With increasing demand trend, the stock level will continuously be in red as the supply is insufficient to cater to the rising demand. If the stock remains in red for a period of time equal to the replenishment time to that stocking point, the stock level is changed by 33% ie one color band. Any further change in stock level is carried out only after observing the stock levels after the addition (33%) material has already arrived at the stocking point. Similarly for decreasing demand trend, the stock level is reduced by 33% if the stock is always in green. For steep changes in demand such as an event (Diwali) or a season (air conditioners) the levels will have to be changed manually, and later managed by Buffer Management during the season. As the supply is only according to what is sold in the next stocking point (distributor or retailer), and buffer management manages the upward and downward demand trends effectively, there is obviously no need for a short term forecast!!! Long term forecasts are required to manage only the long lead time raw materials such as imports.

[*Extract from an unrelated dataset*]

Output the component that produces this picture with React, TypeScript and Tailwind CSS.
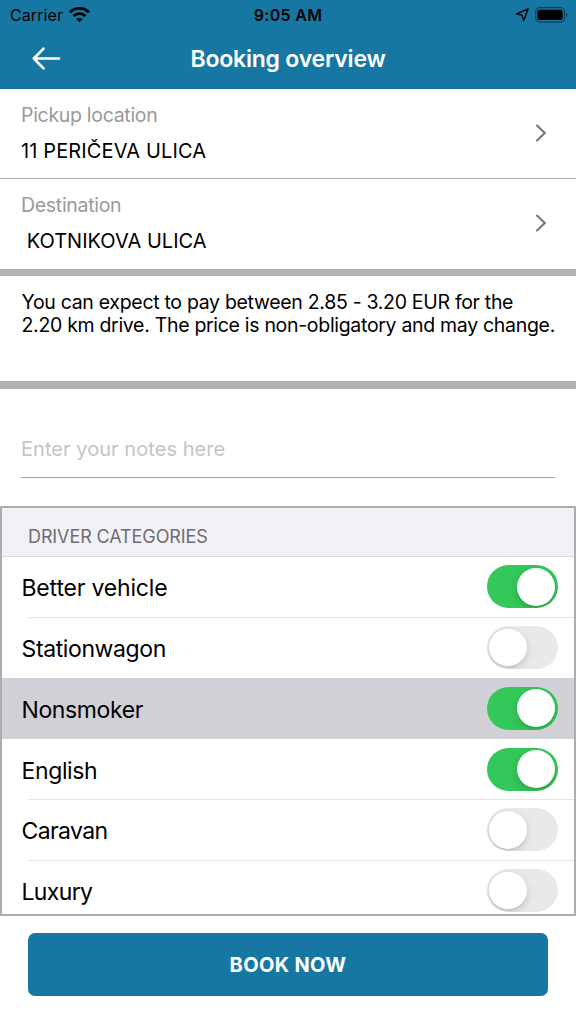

The model described above provides near 100% availability at all stocking points while reducing the inventory in the system to nearly half. The improved availability increases the sales, while the distributors and retailers experience significant increase in ROI. A WIN-WIN for all partners in the chain.
So the magic pill: Stop forecasting, hold back inventory rather than pushing down the chain and supply according to consumption.
This comprehensive solution, with all its elements has been implemented in quite a few distribution companies (consumer goods companies, autoparts company, fashion goods etc) in India by Vector Consulting Group. The results- more than 30% sales growth at half the inventory levels, in a year.